**Front-end source files**.

- - - - -

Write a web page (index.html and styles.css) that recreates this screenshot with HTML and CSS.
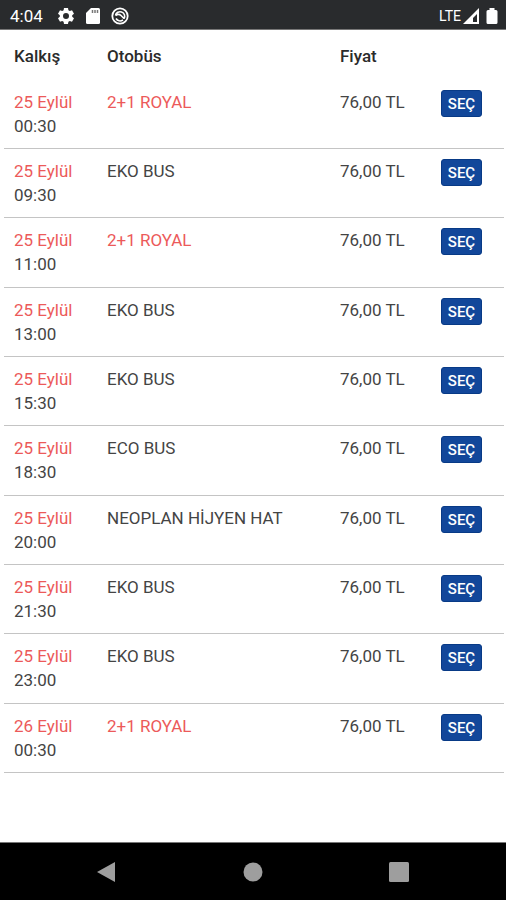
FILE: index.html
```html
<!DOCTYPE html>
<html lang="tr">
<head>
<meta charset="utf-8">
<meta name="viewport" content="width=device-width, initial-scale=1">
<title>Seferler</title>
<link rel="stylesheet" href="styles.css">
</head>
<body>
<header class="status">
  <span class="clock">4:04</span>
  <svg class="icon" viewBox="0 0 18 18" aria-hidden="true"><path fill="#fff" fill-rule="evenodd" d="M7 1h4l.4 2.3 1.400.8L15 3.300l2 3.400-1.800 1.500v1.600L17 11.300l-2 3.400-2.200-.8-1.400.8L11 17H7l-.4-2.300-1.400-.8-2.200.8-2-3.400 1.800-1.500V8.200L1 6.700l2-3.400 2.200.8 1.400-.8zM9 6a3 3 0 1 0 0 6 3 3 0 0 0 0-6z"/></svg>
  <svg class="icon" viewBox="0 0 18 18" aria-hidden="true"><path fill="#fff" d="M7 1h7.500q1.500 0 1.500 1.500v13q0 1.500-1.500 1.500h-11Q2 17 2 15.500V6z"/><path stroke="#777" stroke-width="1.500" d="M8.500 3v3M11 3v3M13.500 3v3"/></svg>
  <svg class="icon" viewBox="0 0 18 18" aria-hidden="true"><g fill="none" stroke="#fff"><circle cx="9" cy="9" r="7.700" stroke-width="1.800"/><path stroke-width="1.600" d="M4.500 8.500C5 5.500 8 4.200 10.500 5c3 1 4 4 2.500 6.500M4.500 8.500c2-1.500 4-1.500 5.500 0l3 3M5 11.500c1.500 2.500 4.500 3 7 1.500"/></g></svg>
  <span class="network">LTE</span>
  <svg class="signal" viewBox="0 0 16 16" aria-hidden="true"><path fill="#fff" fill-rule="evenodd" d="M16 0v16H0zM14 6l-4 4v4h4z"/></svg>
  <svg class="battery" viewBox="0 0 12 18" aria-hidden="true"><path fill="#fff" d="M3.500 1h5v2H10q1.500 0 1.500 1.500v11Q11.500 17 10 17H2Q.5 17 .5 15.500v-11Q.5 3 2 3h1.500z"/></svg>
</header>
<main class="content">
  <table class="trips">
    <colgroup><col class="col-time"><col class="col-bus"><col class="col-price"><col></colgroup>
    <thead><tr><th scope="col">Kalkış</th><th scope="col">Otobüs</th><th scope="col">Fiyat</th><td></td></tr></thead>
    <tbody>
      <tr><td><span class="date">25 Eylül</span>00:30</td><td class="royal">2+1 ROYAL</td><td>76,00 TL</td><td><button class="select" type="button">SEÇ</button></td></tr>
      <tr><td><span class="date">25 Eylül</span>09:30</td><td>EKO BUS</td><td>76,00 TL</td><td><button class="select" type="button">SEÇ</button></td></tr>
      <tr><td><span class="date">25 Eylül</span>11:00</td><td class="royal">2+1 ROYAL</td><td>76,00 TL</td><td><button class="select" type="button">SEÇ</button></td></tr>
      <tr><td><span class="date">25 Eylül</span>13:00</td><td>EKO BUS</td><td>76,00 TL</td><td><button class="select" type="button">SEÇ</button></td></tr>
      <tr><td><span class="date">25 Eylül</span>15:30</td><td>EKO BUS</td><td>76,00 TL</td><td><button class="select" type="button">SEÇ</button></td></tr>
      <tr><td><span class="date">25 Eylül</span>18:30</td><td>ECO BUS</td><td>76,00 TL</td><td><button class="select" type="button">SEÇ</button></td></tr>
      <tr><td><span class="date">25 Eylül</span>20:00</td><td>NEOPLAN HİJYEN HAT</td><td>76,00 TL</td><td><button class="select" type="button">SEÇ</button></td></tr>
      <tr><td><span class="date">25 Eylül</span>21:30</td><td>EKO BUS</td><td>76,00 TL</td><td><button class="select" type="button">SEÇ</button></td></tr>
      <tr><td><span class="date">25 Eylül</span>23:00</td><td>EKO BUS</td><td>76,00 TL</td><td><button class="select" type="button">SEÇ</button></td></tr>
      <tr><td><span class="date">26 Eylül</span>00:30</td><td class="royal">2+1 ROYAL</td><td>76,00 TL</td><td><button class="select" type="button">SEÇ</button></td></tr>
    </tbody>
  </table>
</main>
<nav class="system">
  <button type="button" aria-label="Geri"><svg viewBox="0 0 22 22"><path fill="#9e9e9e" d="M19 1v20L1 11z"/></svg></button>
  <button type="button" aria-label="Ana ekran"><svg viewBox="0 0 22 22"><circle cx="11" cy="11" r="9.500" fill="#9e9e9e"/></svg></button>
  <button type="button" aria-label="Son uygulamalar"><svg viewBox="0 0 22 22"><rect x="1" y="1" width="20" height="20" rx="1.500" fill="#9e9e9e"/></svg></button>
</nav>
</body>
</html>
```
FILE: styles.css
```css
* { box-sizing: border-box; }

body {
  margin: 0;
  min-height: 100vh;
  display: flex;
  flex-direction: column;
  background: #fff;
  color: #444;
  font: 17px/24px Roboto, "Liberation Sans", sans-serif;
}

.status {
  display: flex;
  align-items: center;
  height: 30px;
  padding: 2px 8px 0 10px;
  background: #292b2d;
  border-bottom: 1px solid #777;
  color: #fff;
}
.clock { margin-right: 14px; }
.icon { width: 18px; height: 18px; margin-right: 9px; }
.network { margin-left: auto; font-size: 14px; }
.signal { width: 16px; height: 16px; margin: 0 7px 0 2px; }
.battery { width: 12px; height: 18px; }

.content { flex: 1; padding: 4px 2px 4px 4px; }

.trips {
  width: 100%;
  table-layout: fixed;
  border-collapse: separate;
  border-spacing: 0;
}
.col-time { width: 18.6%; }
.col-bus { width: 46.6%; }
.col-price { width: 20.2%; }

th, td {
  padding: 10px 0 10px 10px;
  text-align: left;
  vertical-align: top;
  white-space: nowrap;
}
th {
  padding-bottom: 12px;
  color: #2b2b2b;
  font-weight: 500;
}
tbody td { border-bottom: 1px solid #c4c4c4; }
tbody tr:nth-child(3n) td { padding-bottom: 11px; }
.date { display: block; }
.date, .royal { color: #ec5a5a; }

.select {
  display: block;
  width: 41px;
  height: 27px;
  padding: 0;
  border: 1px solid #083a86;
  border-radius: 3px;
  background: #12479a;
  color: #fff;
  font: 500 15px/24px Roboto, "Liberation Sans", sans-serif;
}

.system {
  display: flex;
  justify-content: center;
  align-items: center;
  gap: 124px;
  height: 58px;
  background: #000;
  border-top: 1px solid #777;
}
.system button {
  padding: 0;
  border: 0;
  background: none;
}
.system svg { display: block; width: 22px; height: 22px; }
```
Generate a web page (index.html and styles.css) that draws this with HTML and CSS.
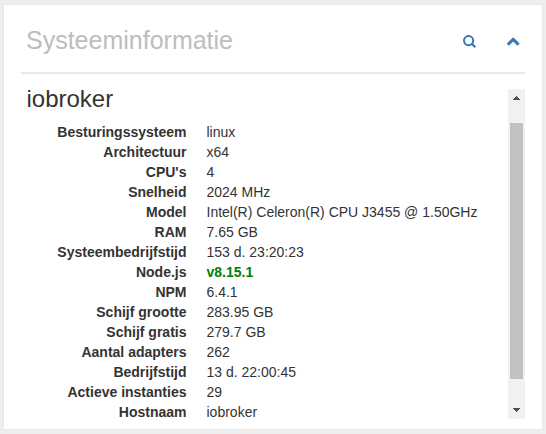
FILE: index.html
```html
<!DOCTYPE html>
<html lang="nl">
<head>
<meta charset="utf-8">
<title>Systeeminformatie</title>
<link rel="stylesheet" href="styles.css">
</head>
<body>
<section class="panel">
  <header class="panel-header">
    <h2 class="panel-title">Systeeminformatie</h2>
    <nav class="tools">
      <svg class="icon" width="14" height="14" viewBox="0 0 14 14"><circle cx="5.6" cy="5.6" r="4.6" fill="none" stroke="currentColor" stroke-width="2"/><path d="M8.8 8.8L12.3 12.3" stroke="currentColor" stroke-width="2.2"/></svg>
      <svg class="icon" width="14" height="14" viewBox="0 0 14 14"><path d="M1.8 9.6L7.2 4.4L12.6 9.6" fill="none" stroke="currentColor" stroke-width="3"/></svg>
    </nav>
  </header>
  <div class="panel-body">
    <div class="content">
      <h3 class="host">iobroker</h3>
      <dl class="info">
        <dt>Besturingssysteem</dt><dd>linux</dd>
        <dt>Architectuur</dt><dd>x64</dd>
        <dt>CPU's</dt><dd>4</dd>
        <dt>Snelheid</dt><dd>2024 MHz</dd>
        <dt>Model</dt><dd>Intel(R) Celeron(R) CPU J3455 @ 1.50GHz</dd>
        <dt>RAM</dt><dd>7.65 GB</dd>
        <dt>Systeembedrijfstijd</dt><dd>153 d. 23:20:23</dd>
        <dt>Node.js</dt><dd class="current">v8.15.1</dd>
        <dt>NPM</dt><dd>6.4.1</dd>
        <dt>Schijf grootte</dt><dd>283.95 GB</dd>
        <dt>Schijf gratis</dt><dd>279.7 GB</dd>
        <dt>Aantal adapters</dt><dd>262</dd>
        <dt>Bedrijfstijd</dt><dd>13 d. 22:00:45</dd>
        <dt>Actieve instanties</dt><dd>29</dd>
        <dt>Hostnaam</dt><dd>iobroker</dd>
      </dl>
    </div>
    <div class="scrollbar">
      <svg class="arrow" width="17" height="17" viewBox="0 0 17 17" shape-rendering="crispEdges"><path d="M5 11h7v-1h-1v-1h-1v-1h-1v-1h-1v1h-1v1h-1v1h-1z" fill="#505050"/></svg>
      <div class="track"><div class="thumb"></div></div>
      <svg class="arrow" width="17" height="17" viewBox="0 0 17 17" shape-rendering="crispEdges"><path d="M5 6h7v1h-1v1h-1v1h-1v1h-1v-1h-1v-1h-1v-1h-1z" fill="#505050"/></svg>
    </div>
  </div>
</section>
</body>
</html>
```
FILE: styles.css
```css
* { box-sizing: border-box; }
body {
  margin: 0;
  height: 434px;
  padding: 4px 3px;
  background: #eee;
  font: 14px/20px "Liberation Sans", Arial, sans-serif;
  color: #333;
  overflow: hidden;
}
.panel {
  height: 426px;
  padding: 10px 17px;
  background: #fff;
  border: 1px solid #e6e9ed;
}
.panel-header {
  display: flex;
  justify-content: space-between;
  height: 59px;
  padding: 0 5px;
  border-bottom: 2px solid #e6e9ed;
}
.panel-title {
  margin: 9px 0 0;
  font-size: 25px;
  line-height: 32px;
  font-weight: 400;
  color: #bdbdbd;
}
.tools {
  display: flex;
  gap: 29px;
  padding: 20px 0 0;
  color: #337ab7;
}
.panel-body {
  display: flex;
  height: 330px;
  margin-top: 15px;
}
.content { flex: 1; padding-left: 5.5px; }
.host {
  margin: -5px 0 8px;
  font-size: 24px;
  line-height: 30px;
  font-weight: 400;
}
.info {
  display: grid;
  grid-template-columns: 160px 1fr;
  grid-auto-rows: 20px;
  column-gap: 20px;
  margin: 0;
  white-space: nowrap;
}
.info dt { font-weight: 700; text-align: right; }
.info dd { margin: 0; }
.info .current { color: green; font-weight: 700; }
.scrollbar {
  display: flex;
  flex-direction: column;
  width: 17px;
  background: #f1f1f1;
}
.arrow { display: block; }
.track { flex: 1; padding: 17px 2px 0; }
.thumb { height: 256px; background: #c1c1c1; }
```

- - - - -

**Instructions to follow**.
Tally up the lines of the listing containing the word "page". Give only the total.

**Finished task**.
2